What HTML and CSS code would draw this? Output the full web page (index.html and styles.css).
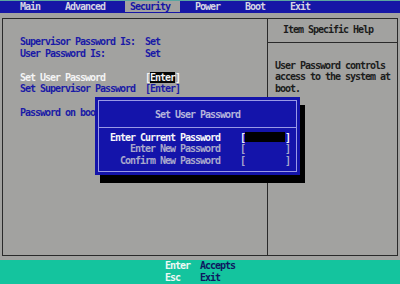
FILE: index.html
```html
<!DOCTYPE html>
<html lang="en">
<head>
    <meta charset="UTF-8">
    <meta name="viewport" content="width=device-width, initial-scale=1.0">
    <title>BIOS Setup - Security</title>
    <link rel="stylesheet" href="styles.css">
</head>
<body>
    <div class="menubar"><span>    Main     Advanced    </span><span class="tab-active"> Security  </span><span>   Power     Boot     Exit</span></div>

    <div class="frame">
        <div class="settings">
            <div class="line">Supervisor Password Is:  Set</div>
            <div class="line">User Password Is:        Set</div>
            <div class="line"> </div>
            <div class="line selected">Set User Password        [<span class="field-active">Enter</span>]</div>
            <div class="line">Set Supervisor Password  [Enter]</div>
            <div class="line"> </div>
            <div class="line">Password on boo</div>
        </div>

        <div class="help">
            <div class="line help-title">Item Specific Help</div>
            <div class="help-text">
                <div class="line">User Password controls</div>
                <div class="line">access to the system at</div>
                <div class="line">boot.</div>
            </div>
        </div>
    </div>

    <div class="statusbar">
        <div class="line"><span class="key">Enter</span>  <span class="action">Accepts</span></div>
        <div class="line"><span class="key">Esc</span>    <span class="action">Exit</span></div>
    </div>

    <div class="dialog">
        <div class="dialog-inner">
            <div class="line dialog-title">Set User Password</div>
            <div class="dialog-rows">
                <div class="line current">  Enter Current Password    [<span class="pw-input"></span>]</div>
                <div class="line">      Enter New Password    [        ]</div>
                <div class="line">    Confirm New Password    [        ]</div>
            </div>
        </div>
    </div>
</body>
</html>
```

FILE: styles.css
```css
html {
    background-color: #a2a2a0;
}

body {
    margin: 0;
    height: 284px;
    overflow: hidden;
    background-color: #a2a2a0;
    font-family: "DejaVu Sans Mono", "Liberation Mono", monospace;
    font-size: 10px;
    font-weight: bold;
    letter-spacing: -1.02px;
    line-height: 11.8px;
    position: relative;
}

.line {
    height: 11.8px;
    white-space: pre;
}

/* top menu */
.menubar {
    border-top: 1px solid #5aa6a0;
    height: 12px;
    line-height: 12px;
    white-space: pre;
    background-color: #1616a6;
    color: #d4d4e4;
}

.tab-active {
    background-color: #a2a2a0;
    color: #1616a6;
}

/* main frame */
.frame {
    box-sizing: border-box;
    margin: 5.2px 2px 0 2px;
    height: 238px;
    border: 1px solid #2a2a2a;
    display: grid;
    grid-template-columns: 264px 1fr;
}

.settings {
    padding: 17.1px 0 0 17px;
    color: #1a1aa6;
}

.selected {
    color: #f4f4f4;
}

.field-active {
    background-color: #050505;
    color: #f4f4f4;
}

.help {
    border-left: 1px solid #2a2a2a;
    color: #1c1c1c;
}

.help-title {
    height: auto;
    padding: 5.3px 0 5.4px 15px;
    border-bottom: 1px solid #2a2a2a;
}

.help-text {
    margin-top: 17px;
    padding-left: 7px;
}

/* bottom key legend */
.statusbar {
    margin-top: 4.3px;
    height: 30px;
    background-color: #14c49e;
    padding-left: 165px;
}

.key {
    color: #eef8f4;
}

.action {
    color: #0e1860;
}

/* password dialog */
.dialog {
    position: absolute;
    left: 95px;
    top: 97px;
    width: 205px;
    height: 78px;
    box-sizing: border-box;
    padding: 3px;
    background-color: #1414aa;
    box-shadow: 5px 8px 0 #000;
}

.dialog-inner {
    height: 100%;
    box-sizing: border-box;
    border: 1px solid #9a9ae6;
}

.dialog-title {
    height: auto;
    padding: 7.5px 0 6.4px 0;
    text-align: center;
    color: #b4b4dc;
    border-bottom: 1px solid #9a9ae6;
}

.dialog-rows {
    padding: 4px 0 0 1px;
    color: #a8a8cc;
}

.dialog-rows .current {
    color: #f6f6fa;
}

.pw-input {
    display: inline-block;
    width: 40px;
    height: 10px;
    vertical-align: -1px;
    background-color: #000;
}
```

++++

Skipping the pictures, transcribe each line above exactly as it appears.

■ **Answer to the problem**:
What HTML and CSS code would draw this? Output the full web page (index.html and styles.css).
FILE: index.html
```html
<!DOCTYPE html>
<html lang="en">
<head>
    <meta charset="UTF-8">
    <meta name="viewport" content="width=device-width, initial-scale=1.0">
    <title>BIOS Setup - Security</title>
    <link rel="stylesheet" href="styles.css">
</head>
<body>
    <div class="menubar"><span>    Main     Advanced    </span><span class="tab-active"> Security  </span><span>   Power     Boot     Exit</span></div>

    <div class="frame">
        <div class="settings">
            <div class="line">Supervisor Password Is:  Set</div>
            <div class="line">User Password Is:        Set</div>
            <div class="line"> </div>
            <div class="line selected">Set User Password        [<span class="field-active">Enter</span>]</div>
            <div class="line">Set Supervisor Password  [Enter]</div>
            <div class="line"> </div>
            <div class="line">Password on boo</div>
        </div>

        <div class="help">
            <div class="line help-title">Item Specific Help</div>
            <div class="help-text">
                <div class="line">User Password controls</div>
                <div class="line">access to the system at</div>
                <div class="line">boot.</div>
            </div>
        </div>
    </div>

    <div class="statusbar">
        <div class="line"><span class="key">Enter</span>  <span class="action">Accepts</span></div>
        <div class="line"><span class="key">Esc</span>    <span class="action">Exit</span></div>
    </div>

    <div class="dialog">
        <div class="dialog-inner">
            <div class="line dialog-title">Set User Password</div>
            <div class="dialog-rows">
                <div class="line current">  Enter Current Password    [<span class="pw-input"></span>]</div>
                <div class="line">      Enter New Password    [        ]</div>
                <div class="line">    Confirm New Password    [        ]</div>
            </div>
        </div>
    </div>
</body>
</html>
```

FILE: styles.css
```css
html {
    background-color: #a2a2a0;
}

body {
    margin: 0;
    height: 284px;
    overflow: hidden;
    background-color: #a2a2a0;
    font-family: "DejaVu Sans Mono", "Liberation Mono", monospace;
    font-size: 10px;
    font-weight: bold;
    letter-spacing: -1.02px;
    line-height: 11.8px;
    position: relative;
}

.line {
    height: 11.8px;
    white-space: pre;
}

/* top menu */
.menubar {
    border-top: 1px solid #5aa6a0;
    height: 12px;
    line-height: 12px;
    white-space: pre;
    background-color: #1616a6;
    color: #d4d4e4;
}

.tab-active {
    background-color: #a2a2a0;
    color: #1616a6;
}

/* main frame */
.frame {
    box-sizing: border-box;
    margin: 5.2px 2px 0 2px;
    height: 238px;
    border: 1px solid #2a2a2a;
    display: grid;
    grid-template-columns: 264px 1fr;
}

.settings {
    padding: 17.1px 0 0 17px;
    color: #1a1aa6;
}

.selected {
    color: #f4f4f4;
}

.field-active {
    background-color: #050505;
    color: #f4f4f4;
}

.help {
    border-left: 1px solid #2a2a2a;
    color: #1c1c1c;
}

.help-title {
    height: auto;
    padding: 5.3px 0 5.4px 15px;
    border-bottom: 1px solid #2a2a2a;
}

.help-text {
    margin-top: 17px;
    padding-left: 7px;
}

/* bottom key legend */
.statusbar {
    margin-top: 4.3px;
    height: 30px;
    background-color: #14c49e;
    padding-left: 165px;
}

.key {
    color: #eef8f4;
}

.action {
    color: #0e1860;
}

/* password dialog */
.dialog {
    position: absolute;
    left: 95px;
    top: 97px;
    width: 205px;
    height: 78px;
    box-sizing: border-box;
    padding: 3px;
    background-color: #1414aa;
    box-shadow: 5px 8px 0 #000;
}

.dialog-inner {
    height: 100%;
    box-sizing: border-box;
    border: 1px solid #9a9ae6;
}

.dialog-title {
    height: auto;
    padding: 7.5px 0 6.4px 0;
    text-align: center;
    color: #b4b4dc;
    border-bottom: 1px solid #9a9ae6;
}

.dialog-rows {
    padding: 4px 0 0 1px;
    color: #a8a8cc;
}

.dialog-rows .current {
    color: #f6f6fa;
}

.pw-input {
    display: inline-block;
    width: 40px;
    height: 10px;
    vertical-align: -1px;
    background-color: #000;
}
```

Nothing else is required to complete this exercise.